Après l’éclatement des accords entre les pays formant la Tchécoslovaquie, suite à l’occupation nazie d’une grande partie de ses territoires, la Slovaquie a saisi l’opportunité de l’indépendance. Ainsi le 14 avril 1939, un État indépendant se met en place, avec à sa tête Jozef Tizo. 

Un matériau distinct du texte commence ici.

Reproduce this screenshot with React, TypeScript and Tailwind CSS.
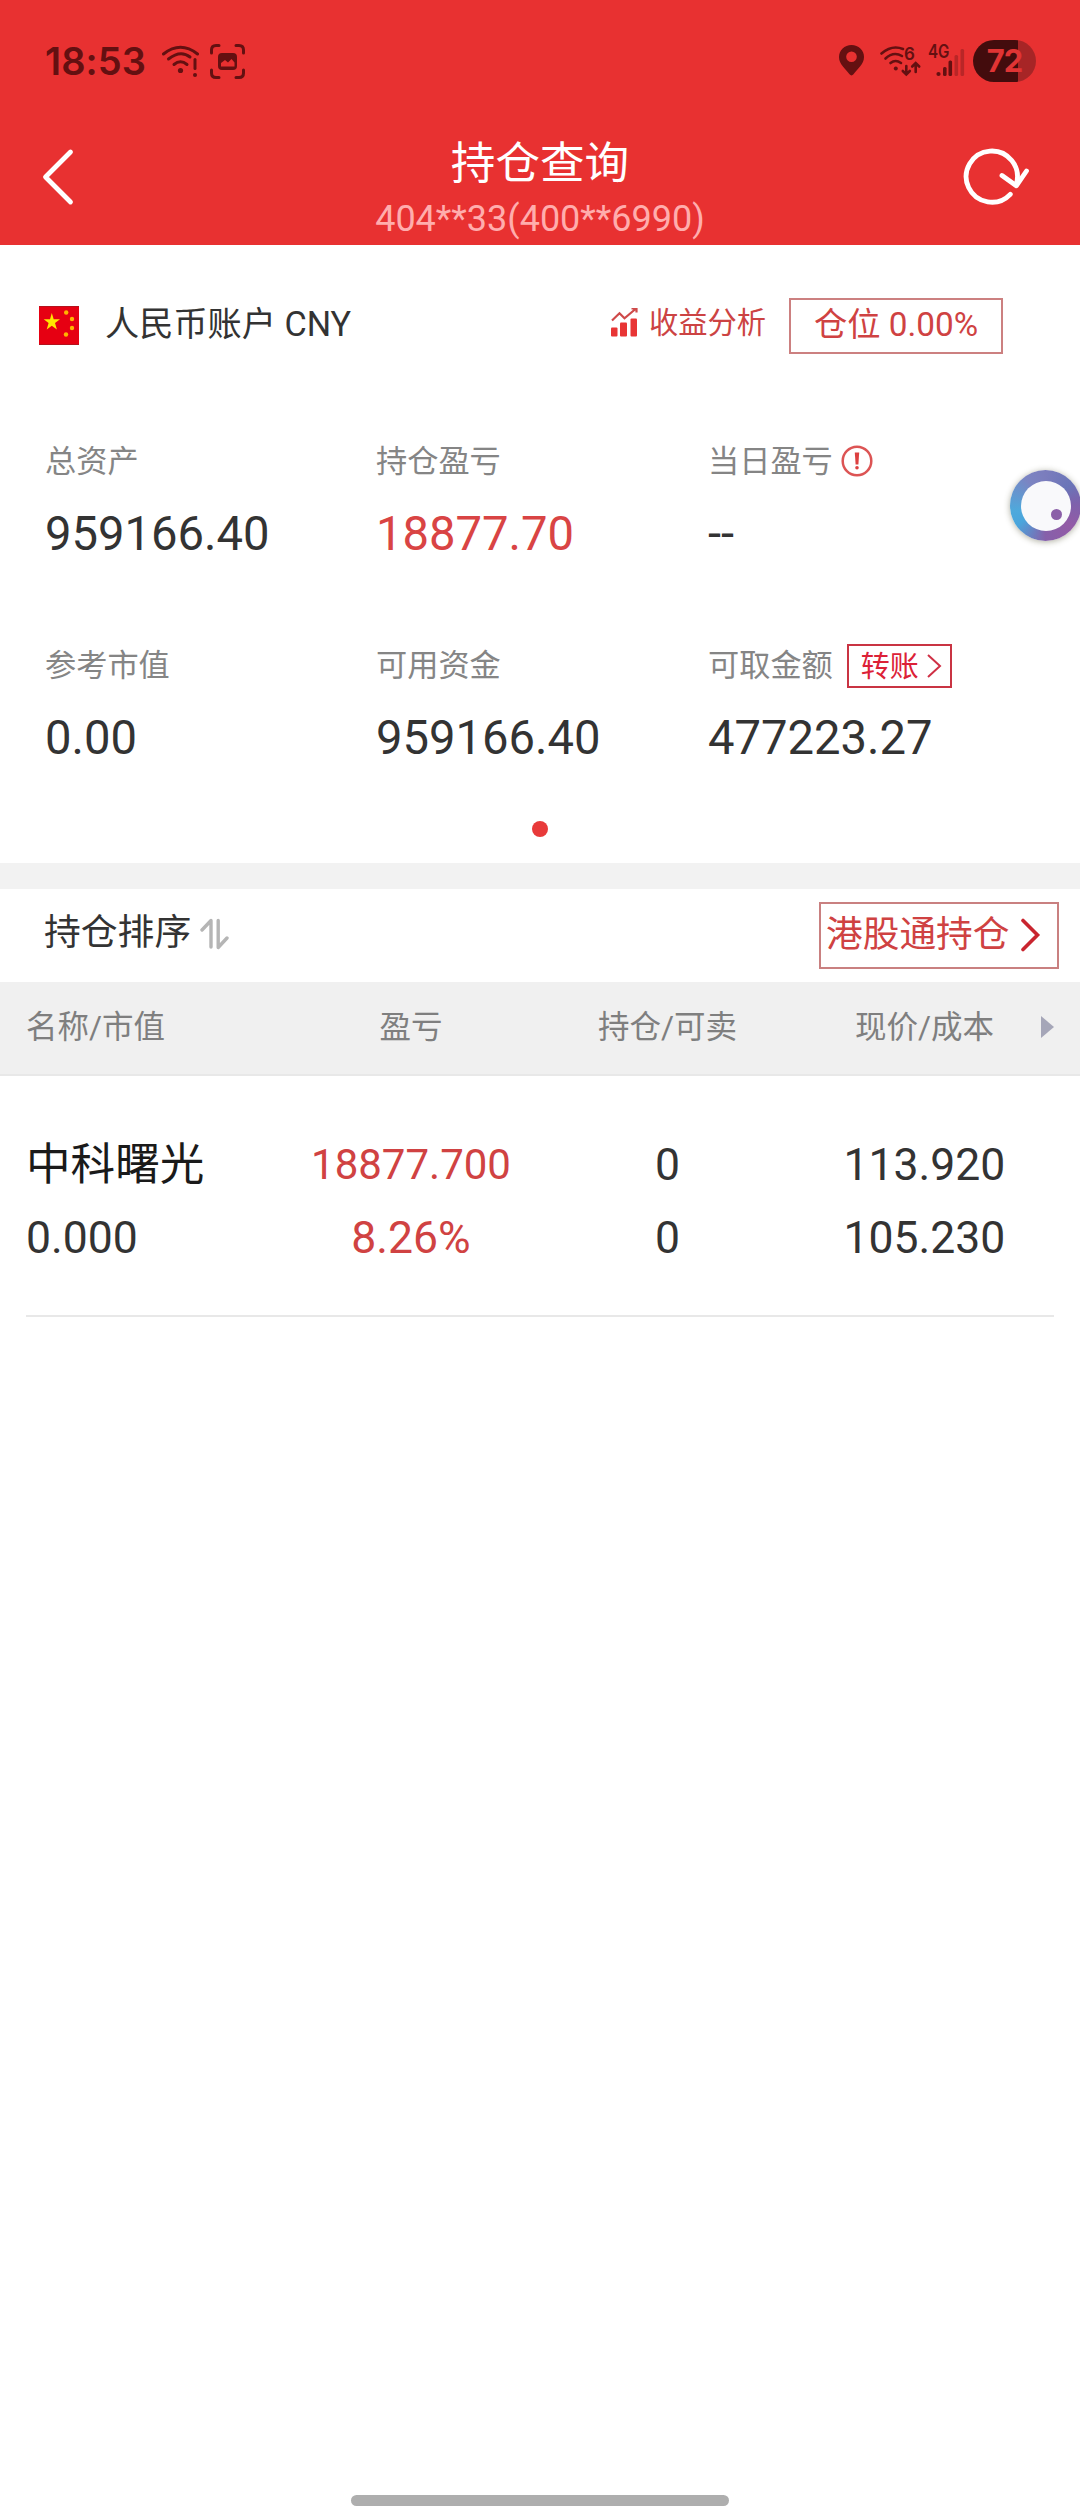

La naissance d’une République Slovaque

Cependant, ce ne fut qu’en 1993 que la Slovaquie est devenue une République. En effet, le gouvernement mis en place par Jozef Tizo était issu du fascisme et allié aux Allemands. En 1945, ils se voient libérés du fascisme, mais retombent dans une deuxième Tchécoslovaquie, sous le contrôle communiste dictatorial, qui les prive d’indépendance. Malgré les insurrections de Prague de 1968, le système n’a changé qu’une fois que la Tchécoslovaquie a éclaté, en 1989. Après trois ans d’un État souverain gouverné par Prague et Bratislava, le 1er janvier 1993, la Slovaquie devient une République indépendante reconnue par l’ONU.

Ce contexte est important à connaître puisque cela va expliquer les tendances politiques principales du pays. Après quelques troubles entre 1993 et 1998, le premier Président de la République slovaque entre en fonction le 15 juin 1999. Il sera en situation de coalition, tel que le sera à deux reprises le président Gašparovič. La politique a donc valsé pendant 20 ans entre une gauche social-démocrate et une droite conservatrice-libérale. 

Le paysage politique a changé lorsque Andrej Kiska, indépendant de tout parti, s’est présenté aux élections présidentielles de mars 2014. Se présentant face à Robert Fico, président du gouvernement depuis 2012, il est arrivé en deuxième place au premier tour, puis gagne l’élection présidentielle à 59,38% des voix. Plusieurs candidats lui ont annoncé leur soutien, ce qui explique le score, malgré l’abstention de 49,53% au deuxième tour. 

La campagne politique d’un philanthrope

Andrej Kiska était un hommes d’affaires, à la tête de deux entreprises de crédit slovaques, qu’il a vendues pour ensuite devenir philanthrope. Il est ainsi co-fondateur d’une association qui vient en aide aux familles qui se retrouvent dans des situations financières délicates du fait de problèmes de santé. Il s’est retrouvé face à M. Fico, chef du gouvernement depuis 2012 pour la deuxième fois. Celui-ci est fondateur du Direction-Social-Démocratie qui regroupe l’ensemble des partis de gauche slovaques. En se présentant aux élections présidentielles, Robert Fico espérait rassembler les pouvoirs. Cet espoir était à la fois ce que craignaient les autres candidats, - qui ont soutenu M. Kiska - et le point fort du candidat élu.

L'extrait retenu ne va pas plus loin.